You can visit the Kyffin Williams Exhibition at the Senedd from 4 – 31 October 2018.
During August 2018 the National Assembly for Wales was proud to play an integral role in this year’s National Eisteddfod by hosting a range of exhibitions, discussions and events exploring life in Wales.
Dubbed the Eisteddfod with no fence, the Senedd became home to Y Lle Celf (the art exhibition) and the Societies Pavilion.
The Eisteddfod has hosted an ‘Art and Crafts’ exhibition in some form since 1865. Nowadays Y Lle Celf comprises of a multi-media exhibition of contemporary fine and applied art, and a celebration of architecture in Wales.
This year exhibits included Jin Eui Kim’s eye-catching ceramics, 2018 Tony Globe Award winner Philip Watkins’ paintings of Valleys life and 2018 Gold Medal and People’s Choice award winner Zoe Preece’s ceramic and wood pieces, alongside many other thought-provoking displays.
Covering much of the Senedd’s floor, you can watch André Stitt’s huge installation take shape in this time-lapse video:
The Societies Pavilion saw the Assembly host discussions on issues including austerity, women’s role in politics, votes at 16, democracy and the arts, electoral reform and justice in Wales.
If you missed them the first time you can view them again here:
Democracy and the Arts: the effect of one on the other Democracy and the Arts play a central role in the lives of Welsh people – but how do they affect each other?
Llywydd of the National Assembly, Elin Jones AM, chaired a discussion panel along with the Chair of the Assembly’s Culture, Welsh Language and Communications Committee, Bethan Sayed AM, Artist Elin Meredydd and leading dance, performance artist and presenter Eddie Ladd.
Ready for the vote?
An event in partnership with the Electoral Commission to discuss reducing the voting age to 16 at elections in Wales.
The discussion was chaired by Elan Closs Stephens, Electoral Commissioner for Wales with panellists Elin Jones AM, Llywydd, Sally Holland, Children’s Commissioner for Wales and young people including Ethan Williams, Vice-President of Urdd Gobaith Cymru and Vice-Chair of the Syr IfanC Board, the Urdd’s National Youth Forum.
Women’s Role in Politics Marking 100 years since the successful campaign to secure votes for women, Elin Jones AM, Llywydd, was joined by historian Dr Elin Jones to discuss the influence of women on politics in Wales, in the past and present.
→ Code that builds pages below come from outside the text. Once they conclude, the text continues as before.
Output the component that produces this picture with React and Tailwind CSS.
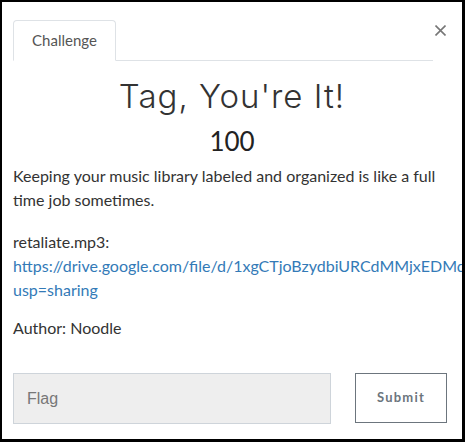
import React from 'react';

const App = () => {
  return (
    <div
      className="w-[465px] h-[442px] bg-white border-black border-l-2 border-t-2 border-r-[3px] border-b-[3px] overflow-hidden text-[#333]"
      style={{ fontFamily: 'Lato, "Open Sans", sans-serif' }}
    >
      {/* Header with tab */}
      <div className="flex items-start pl-[11px] pt-[18px]">
        <div className="w-[420px] flex border-b border-[#dee2e6]">
          <div className="w-[103px] h-[41px] -mb-px border border-[#dee2e6] border-b-white rounded-t-[4px] bg-white flex items-center justify-center text-[15px] text-[#555]">
            Challenge
          </div>
        </div>
        <button className="ml-[1px] mt-[2px] w-[12px] h-[16px] flex items-center justify-center text-[#777]">
          <svg width="11" height="11" viewBox="0 0 11 11" fill="none" stroke="currentColor" strokeWidth="1.6">
            <path d="M0.5 0.5 L10.5 10.5 M10.5 0.5 L0.5 10.5" />
          </svg>
        </button>
      </div>

      {/* Body */}
      <div className="px-[11px]">
        <h1
          className="text-center text-[33px] leading-[40px] mt-[15px] tracking-[1px] text-[#333]"
          style={{ fontFamily: 'Inter, Lato, sans-serif', fontWeight: 300 }}
        >
          Tag, You're It!
        </h1>
        <div className="text-center text-[26px] leading-[30px] mt-[10px] text-[#222]">100</div>

        <p className="text-[16px] leading-[24px] mt-[8px] text-[#333]">
          Keeping your music library labeled and organized is like a full time job sometimes.
        </p>

        <p className="text-[16px] leading-[24px] mt-[18px] text-[#333]">
          retaliate.mp3:
          <br />
          <a className="text-[#337ab7] whitespace-nowrap" href="#">
            https://drive.google.com/file/d/1xgCTjoBzydbiURCdMMjxEDMqKx3bQ/view?
          </a>
          <br />
          <a className="text-[#337ab7]" href="#">usp=sharing</a>
        </p>

        <p className="text-[16px] leading-[24px] mt-[14px] text-[#333]">Author: Noodle</p>

        <div className="flex items-start mt-[33px]">
          <input
            type="text"
            placeholder="Flag"
            className="w-[318px] h-[51px] bg-[#eeeeee] border border-[#ced4da] px-[13px] text-[16px] placeholder-[#777] outline-none"
            style={{ fontFamily: '"Liberation Sans", Arial, sans-serif' }}
          />
          <button className="ml-[24px] w-[92px] h-[50px] border border-[#6c757d] text-[#6c757d] text-[13px] font-bold tracking-[1.2px] bg-white">
            Submit
          </button>
        </div>
      </div>
    </div>
  );
};

export default App;
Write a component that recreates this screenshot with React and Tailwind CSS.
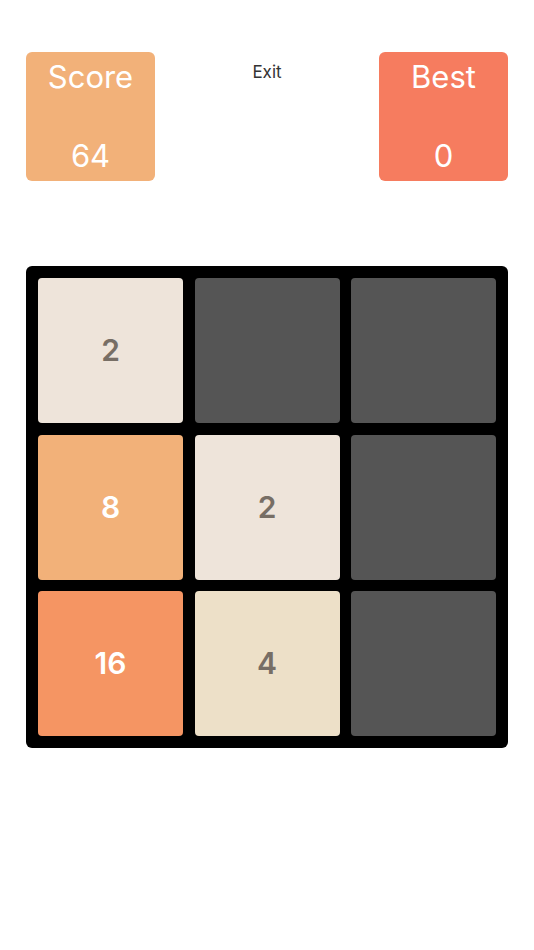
import React from 'react';

const tiles = [
  2, 0, 0,
  8, 2, 0,
  16, 4, 0,
];

const tileStyles = {
  0: 'bg-[#555555]',
  2: 'bg-[#eee4da] text-[#776e65]',
  4: 'bg-[#ede0c8] text-[#776e65]',
  8: 'bg-[#f2b179] text-white',
  16: 'bg-[#f59563] text-white',
};

function ScoreBox({ label, value, color }) {
  return (
    <div className={`w-[129px] h-[129px] rounded-md ${color} flex flex-col items-center justify-between pt-[1px] pb-[1px] text-white text-[31px] leading-[48px]`}>
      <span>{label}</span>
      <span>{value}</span>
    </div>
  );
}

export default function App() {
  return (
    <div className="w-[534px] h-[950px] bg-white font-['Inter',_'Liberation_Sans',_sans-serif]">
      <div className="flex justify-between items-start px-[26px] pt-[52px]">
        <ScoreBox label="Score" value="64" color="bg-[#f2b179]" />
        <button className="mt-[8px] text-[17px] text-[#333333]">Exit</button>
        <ScoreBox label="Best" value="0" color="bg-[#f67c5f]" />
      </div>

      <div className="mx-[26px] mt-[85px] w-[482px] h-[482px] bg-black rounded-md p-[12px] grid grid-cols-3 grid-rows-3 gap-[11.5px]">
        {tiles.map((v, i) => (
          <div
            key={i}
            className={`rounded flex items-center justify-center text-[30px] font-semibold ${tileStyles[v]}`}
          >
            {v !== 0 && v}
          </div>
        ))}
      </div>
    </div>
  );
}
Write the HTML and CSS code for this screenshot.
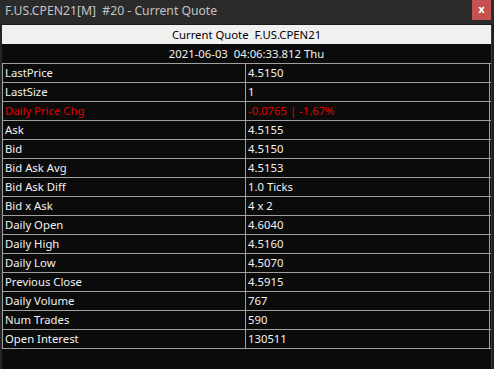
FILE: index.html
```html
<!DOCTYPE html>
<html lang="en">

<head>
    <meta charset="UTF-8" />
    <meta name="viewport" content="width=device-width, initial-scale=1.0" />
    <title>Current Quote</title>
    <link rel="stylesheet" href="styles.css">
</head>

<body>
    <div class="window">
        <div class="titlebar">
            <span class="title">F.US.CPEN21[M]  #20 - Current Quote</span>
            <button class="close">x</button>
        </div>
        <div class="frame">
            <div class="content">
                <div class="header">Current Quote  F.US.CPEN21</div>
                <div class="datetime">2021-06-03  04:06:33.812 Thu</div>
                <div class="grid">
                    <div class="row"><div class="cell">LastPrice</div><div class="cell">4.5150</div></div>
                    <div class="row"><div class="cell">LastSize</div><div class="cell">1</div></div>
                    <div class="row down"><div class="cell">Daily Price Chg</div><div class="cell">-0.0765 | -1.67%</div></div>
                    <div class="row"><div class="cell">Ask</div><div class="cell">4.5155</div></div>
                    <div class="row"><div class="cell">Bid</div><div class="cell">4.5150</div></div>
                    <div class="row"><div class="cell">Bid Ask Avg</div><div class="cell">4.5153</div></div>
                    <div class="row"><div class="cell">Bid Ask Diff</div><div class="cell">1.0 Ticks</div></div>
                    <div class="row"><div class="cell">Bid x Ask</div><div class="cell">4 x 2</div></div>
                    <div class="row"><div class="cell">Daily Open</div><div class="cell">4.6040</div></div>
                    <div class="row"><div class="cell">Daily High</div><div class="cell">4.5160</div></div>
                    <div class="row"><div class="cell">Daily Low</div><div class="cell">4.5070</div></div>
                    <div class="row"><div class="cell">Previous Close</div><div class="cell">4.5915</div></div>
                    <div class="row"><div class="cell">Daily Volume</div><div class="cell">767</div></div>
                    <div class="row"><div class="cell">Num Trades</div><div class="cell">590</div></div>
                    <div class="row"><div class="cell">Open Interest</div><div class="cell">130511</div></div>
                </div>
            </div>
        </div>
    </div>
</body>

</html>
```

FILE: styles.css
```css
body {
    margin: 0;
    background-color: #0b0b0b;
    font-family: "Noto Sans", "Open Sans", sans-serif;
    font-size: 11.3px;
}

.window {
    display: flex;
    flex-direction: column;
    height: 369px;
    overflow: hidden;
}

.titlebar {
    display: flex;
    align-items: flex-start;
    justify-content: space-between;
    height: 24px;
    background-color: #2b2b2b;
    border-bottom: 1px solid #1c1c1c;
}

.title {
    white-space: pre;
    color: #c4c4c4;
    font-size: 12.2px;
    line-height: 21px;
    padding-left: 5px;
}

.close {
    width: 19px;
    height: 20px;
    margin-right: 3px;
    padding: 0;
    border: none;
    background-color: #c75050;
    color: white;
    font-family: "DejaVu Sans", sans-serif;
    font-size: 10px;
    font-weight: bold;
    line-height: 18px;
}

.frame {
    flex: 1;
    display: flex;
    background-color: #0b0b0b;
    border-left: 2px solid #252525;
    border-right: 2px solid #1e1e1e;
}

.content {
    width: 489px;
    border-right: 1px solid #3a3a3a;
}

.header,
.datetime {
    height: 19px;
    line-height: 19px;
    text-align: center;
    white-space: pre;
}

.header {
    background-color: #f0f0f0;
    color: #000;
}

.datetime {
    color: #f2f2f2;
}

.grid {
    border-top: 1px solid #a0a0a0;
    border-left: 1px solid #a0a0a0;
}

.row {
    display: grid;
    grid-template-columns: 243px 244px;
    border-bottom: 1px solid #a0a0a0;
    color: #f2f2f2;
}

.row.down {
    color: #e00000;
}

.cell {
    height: 18px;
    line-height: 18px;
    padding-left: 2px;
    border-right: 1px solid #a0a0a0;
    white-space: pre;
}
```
Journalist and TV presenter Bethan Rhys Roberts chaired.
6948 people attended events at the Societies Pavilion during the week.
For non-fluent Welsh speakers the Pierhead became the home of Shw’mae Caerdydd – the centre for information about the Welsh language – for the duration of the festival. Sessions included a discussion about Welsh dialects, alongside workshops from clog dancing to hat making.
Friday 10 August saw Llywydd Elin Jones among those honoured by the Gorsedd of the Bards, alongside Welsh rugby international Jamie Roberts and the musician Geraint Jarman, and was presented with the blue robe for her service to the nation.
Later in the week there was also the small matter of the homecoming event for Geraint Thomas, celebrating his remarkable achievement in becoming the first ever Welshman to win the Tour de France.
Geraint was welcomed by Llywydd Elin Jones at her annual reception at the Eisteddfod, before being greeted by Catrin Heledd, Band Pres Llanreggub, the band Siddi and finally the thousands of excited fans who had congregated on the steps of the Senedd.
One of the most popular activities at the Senedd during the week was the chance to visit the Assembly’s debating Chamber, where for the first time visitors were able to have their picture taken in the Llywydd’s seat. Over 5595 people took advantage of this unique opportunity to momentarily assume the role of the Llywydd, and experience what it might be like to oversee debates in the Chamber.
During the Eisteddfod we welcomed over 18,000 visitors to the Senedd, over half of which had never visited the Assembly before, and we hope they left knowing a little bit more about how devolution in Wales works.
This year’s Y Lle Celf artists were: Justine Allison, Billy Bagilhole, Jo Berry, Kelly Best, Zena Blackwell, Steve Buck, Ray Church, Nerea Martinez de Lecea, Cath Fairgrieve, Mark Houghton, Gethin Wyn, Jones, Jin Eui Kim, Anna Lewis, Laura Lillie, Gweni Llwyd, James Moore, Marged Elin Owain, Zoe Preece, Glyn Roberts, John Rowley, André Stitt, Caroline Taylor, Jennifer Taylor, Sean Vicary, Adele Vye, Philip Watkins, and Casper White.
Introduce yourself briefly explain the remit of the Culture, Welsh Language and Communications Committee.
My name is Bethan Sayed, and I chair the Culture, Welsh Language and Communications committee in the National Assembly for Wales.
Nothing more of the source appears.